В 1986 году я жил в Царицыно, которое называлось тогда Ленино-Дачное. Тогда оно действительно было дачным — среди многоэтажек еще кое-где стояли избушки, доцветали свое яблоневые сады, а в парке «Царицыно» булькала плотина, с которой герой рассказа Леонида Андреева «Петька на даче» глазел, как катаются на лодке господа. Лодки тоже имелись, и баженовские руины, и Областной театр юного зрителя, а рядом с ним — тир. Но вообще Царицыно было унылым местом, делать десятикласснику там было нечего. Поэтому я ездил гулять с девушкой на Арбат. В Люберцах тоже было нечем заняться, и поэтому люберецкие качки в кепках и клетчатых штанах тоже ехали гулять на Арбат.
Там мы однажды и встретились. Встреча не сулила ничего хорошего. Любера закатывали рукава и поигрывали мускулами. Я готовился к тому, что сейас девушку будут насиловать, а меня — убивать. «Вы откуда такие?» — задал ритуальный вопрос главный любер. И тут девушка, с которой я гулял, затараторила как пулемет: «Мы с Кубы, ты Майкла знаешь? Я с ним в одном доме...» Минут через пять мы уже сидели в каком-то подъезде, любера поили нас пивом и расспрашивали о кубинских делах. Куба — это квартал в конце улицы Бехтерева, остроумно прозванный местными «островком социализма». Туда ведет одна дорога, которая заканчивается кладбищем. С одной стороны — задворки превращенного в парк лесочка, с другой — пустыри и задворки промзоны.
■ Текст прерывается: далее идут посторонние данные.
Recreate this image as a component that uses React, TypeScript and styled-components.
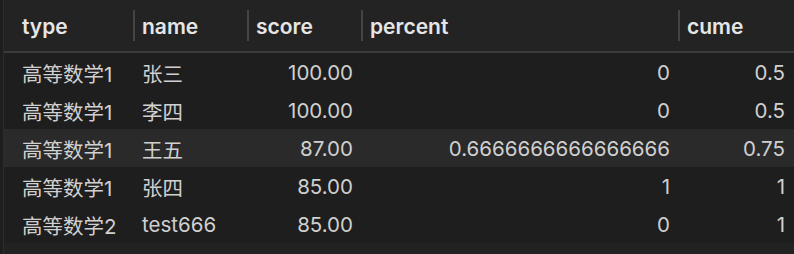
import styled, { createGlobalStyle } from "styled-components";

const GlobalStyle = createGlobalStyle`
  html, body {
    margin: 0;
    padding: 0;
    background: #1e1e1e;
  }
  body {
    font-family: Inter, "Noto Sans CJK SC", "Noto Sans", sans-serif;
    -webkit-font-smoothing: antialiased;
  }
`;

type Row = {
  type: string;
  name: string;
  score: string;
  percent: string;
  cume: string;
};

const rows: Row[] = [
  { type: "高等数学1", name: "张三", score: "100.00", percent: "0", cume: "0.5" },
  { type: "高等数学1", name: "李四", score: "100.00", percent: "0", cume: "0.5" },
  { type: "高等数学1", name: "王五", score: "87.00", percent: "0.6666666666666666", cume: "0.75" },
  { type: "高等数学1", name: "张四", score: "85.00", percent: "1", cume: "1" },
  { type: "高等数学2", name: "test666", score: "85.00", percent: "0", cume: "1" },
];

const columns = ["type", "name", "score", "percent", "cume"];

export default function App() {
  return (
    <>
      <GlobalStyle />
      <Page>
        <Table>
          <HeaderRow>
            {columns.map((c, i) => (
              <HeadCell key={c} $first={i === 0}>
                {c}
              </HeadCell>
            ))}
          </HeaderRow>
          {rows.map((r, idx) => (
            <BodyRow key={idx} $selected={idx === 2}>
              <Cell $first>{r.type}</Cell>
              <Cell>{r.name}</Cell>
              <Cell $num>{r.score}</Cell>
              <Cell $num>{r.percent}</Cell>
              <Cell $num>{r.cume}</Cell>
            </BodyRow>
          ))}
          <Filler />
        </Table>
      </Page>
    </>
  );
}

const Page = styled.div`
  width: 794px;
  height: 254px;
  padding-left: 3px;
  box-sizing: border-box;
  background: #1e1e1e;
  overflow: hidden;
`;

const Table = styled.div`
  height: 100%;
  border-left: 1px solid #2c2c2c;
  display: flex;
  flex-direction: column;
`;

const gridCols = "130px 114px 114px 317px 1fr";

const HeaderRow = styled.div`
  display: grid;
  grid-template-columns: ${gridCols};
  height: 51px;
  background: #232323;
  border-bottom: 2px solid #3b3b3b;
`;

const HeadCell = styled.div<{ $first?: boolean }>`
  position: relative;
  display: flex;
  align-items: center;
  padding-left: ${({ $first }) => ($first ? "18px" : "8px")};
  padding-top: 1px;
  font-size: 21px;
  font-weight: 600;
  color: #e6e6e6;
  &::before {
    content: "";
    display: ${({ $first }) => ($first ? "none" : "block")};
    position: absolute;
    left: -1px;
    top: 10px;
    height: 31px;
    width: 2px;
    background: #444444;
  }
`;

const BodyRow = styled.div<{ $selected?: boolean }>`
  display: grid;
  grid-template-columns: ${gridCols};
  height: 38px;
  background: ${({ $selected }) => ($selected ? "#2a2a2a" : "#1e1e1e")};
`;

const Cell = styled.div<{ $first?: boolean; $num?: boolean }>`
  display: flex;
  align-items: center;
  justify-content: ${({ $num }) => ($num ? "flex-end" : "flex-start")};
  padding-left: ${({ $first }) => ($first ? "18px" : "8px")};
  padding-right: 9px;
  padding-top: 1px;
  font-size: 20.5px;
  color: #d0d0d0;
  white-space: nowrap;
`;

const Filler = styled.div`
  flex: 1;
  background: #222222;
`;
По сравнению с нашей Кубой Люберцы-1986 были Лас-Вегасом. Очевидно, маленькие, но гордые бригады кубинских качков заслужили уважение люберецких товарищей, и теперь мы купались в лучах их узкопрофессиональной славы. Кажется, это был единственный момент в моей жизни, когда я был рад, что живу не в центре.
Жители московских окраин часто любят и знают свой район. А я предал свою малую родину. Центр, где я теперь живу, не идет в части патриотизма с окраинами ни в какое сравнение. Практически каждый житель окраины — локальный патриот. А в центре почти все, как я, понаехавшие, безродные космополиты, и не сильно отличают Чистые пруды от Патриарших. Редкие старожилы и принципиальные ценители, конечно, отличают. Ну а вообще — какая разница, везде вроде как хорошо и красиво, центр есть центр. Жители центра учатся в школах не за углом, а по выбору. Едут на работу две остановки, а то и вовсе ходят пешком.
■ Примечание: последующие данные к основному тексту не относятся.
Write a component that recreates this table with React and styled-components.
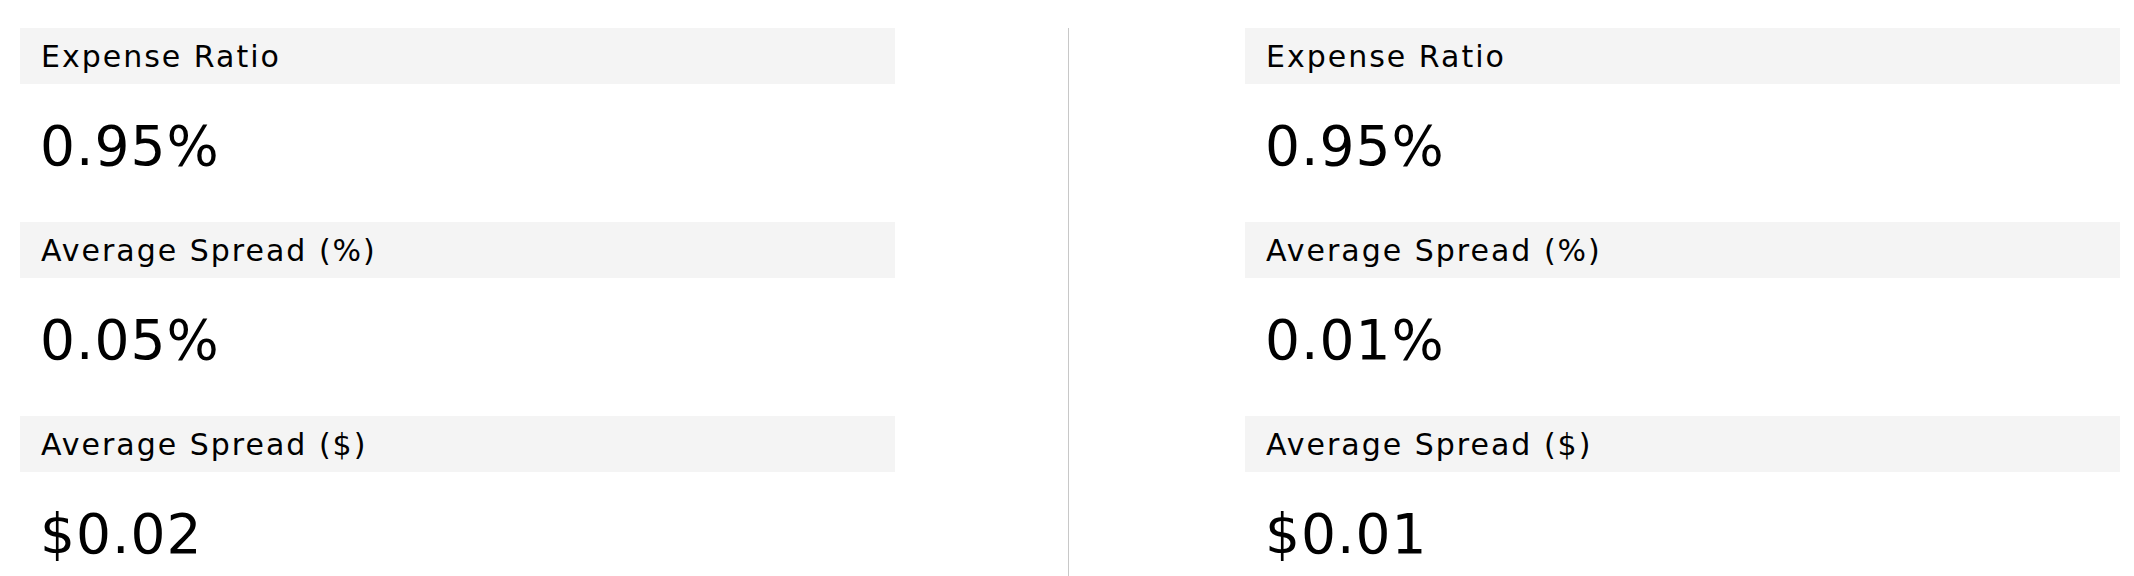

Жителю центра психологически намного легче перебраться с Гоголевского бульвара на Цветной, чем жителю Тушино переехать в Марьино. У жителя центра русское барокко, ампир, модерн, конструктивизм и нечто под названием «сталинка» сливаются в смутный образ «старины», жители окраин легко различают на глаз тонкие нюансы серии П-44, даже если не знают их по именам. Когда житель Выхино вставляет пластиковое окно, он улучшает жилищные условия. А когда житель центра вырывает хлипкие деревянные рамы с покрытой десятью слоями краски латунной фурнитурой, он подтирает остатки исторической памяти места.
У жителя центра барокко, ампир, модерн сливаются в мутный образ «старины», жители окраин различают тонкие нюансы серии П-44
Именно эта память, а вовсе не архитектура и планировка делают район уникальным местом, которое можно знать в лицо и любить. Кому какое дело, что Замоскворечье было купеческим, Хитровка — бандитской, а на Никитской селились аристократы? Бандитов переселили из притонов в партийные кабинеты, аристократов — из особняков в коммуналки, а потом старожилов расселили из коммуналок на окраины. Зато всем очевидно, что в Бирюлево получали жилье рабочие, на Октябрьском Поле — военные, а на Юго-Западе — совслужащие и всякая интеллигенция. В центре такую память хранят не районы, а разве что цековские дома.
Из Царицыно я бежал куда-нибудь в центр — мне было все равно куда. Свою квартиру я продал людям, которые стремились в Царицыно, потому что это «хороший район».